How to avoid a Sticking Brake Caliper

Most of these problems do not have to happen so often if you regularly take care of your brakes. There are some things you can do to avoid these kinds of problems in the future. Here are the most common ones:

1. Changing brake fluid every 1-3rd years – will prevent the brake system from rust from the inside.

2. Clean the brake pads, guide pins, and pistons every 2-3rd year – or at least do it properly the times you replace your brake pads or brake discs.

3. Brake hard at high speeds sometimes – some may think that never using the brakes on your car is a good thing, but it is the opposite. If you never use the brakes hard, they will get stuck after a while.

A lot of people drive short distances and never use their brakes properly. You need to use your brake hard at high speed some times per year to prevent them from getting completely stuck.

4. Use your parking brake even if you have an automatic transmission – another common thing is never to use your parking brake if you have an automatic transmission. This will cause the parking brake cables or bracket to get stuck the single time when you use it.

8 thoughts on “ 7 Common Sticking Brake Caliper Causes & Prevention ”

  1. Just had back brakes put on. My car sits a lot. Why do I need calipers on one rear wheel? The mechanic could see this ? Why suddenly? The cause so soon after new brakes?

  2. I drive my automatic car to an airport car park then leave it in park with the handbrake off. It sits there for 3 this while I work abroad. Last time I did this the brakes seized and I had to rev quite hard before they released with a horrible judder. I know that wasn’t ideal but I was 100 miles from home. What can I do to prevent the corrosion binding the pads?

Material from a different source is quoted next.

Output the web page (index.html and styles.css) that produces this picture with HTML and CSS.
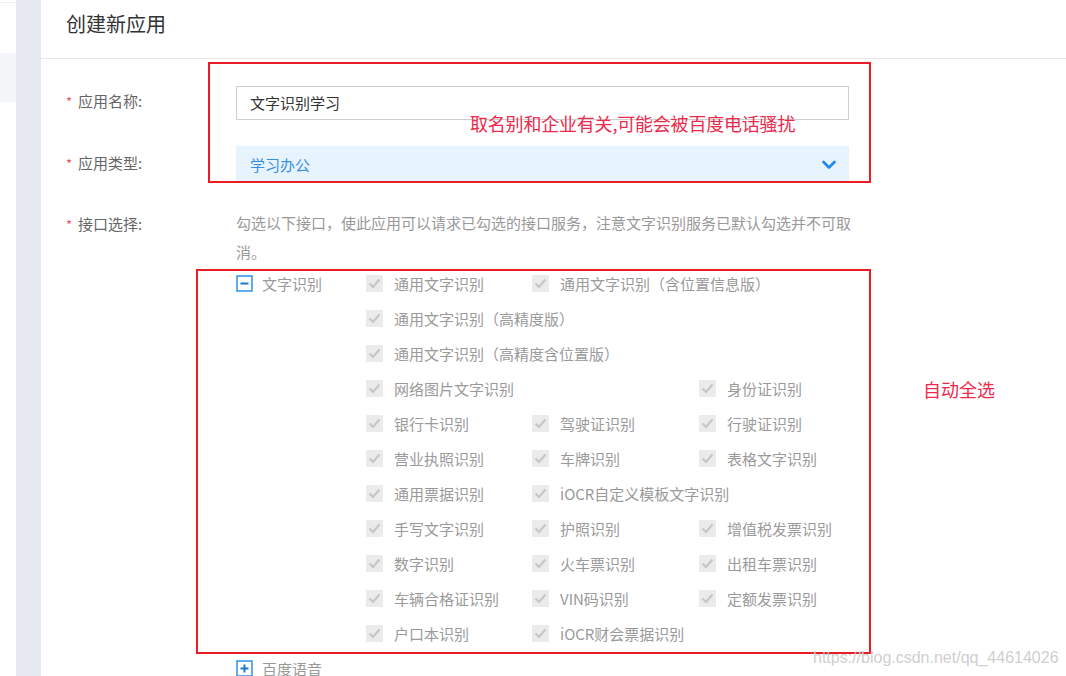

  3. Hi I’ve got a Honda crv,ive just had new discs ,pads, and a new brake hose, the left caliper is still sticking, it won’t return when i put my foot on the brake, only the left ns rear any ideas please

    1. I have the same issue with my car with new brakes, what was the issue with your brakes?

  4. toyota dealer found out my 2016 camry’s rear passenger side caliper is sticking and also the the out side of the brake pad is 8mm and inside is 6mm. therefore, they want me the let them change brake pads and resurface the rotors and disassemble the caliper and clean it and cost 350.
    my question is should I just change the caliper and is it necessary to exchange the brake pad after the caliper service?

  5. Just had a brake inspection, new front and year brakes, within 15 miles, the Caliper stuck and now the dealer wants to charge me more money, is this unusual? Don’t they check calipers during the brake inspection?

  6. Replaced pad’s rotor’s caliper’s and hose’s on my 06 silverado.about a month ago because the calipers were not retracting. Worked well until last week and started doing it again ( new caliper not retracting ) HELP!!!

  7. I’m stumped. My rear drivers side caliper is running the inside pad quicker than the outside and really it’s barely using the outside pad. I’ve replace the caliper and the brake line, just upgraded my brakes rotors and hardware and it’s still doing it. Could this be the master cylinder going out and not evenly distributing fluid to the rear? Or is there a proportioning valve in just not seeing?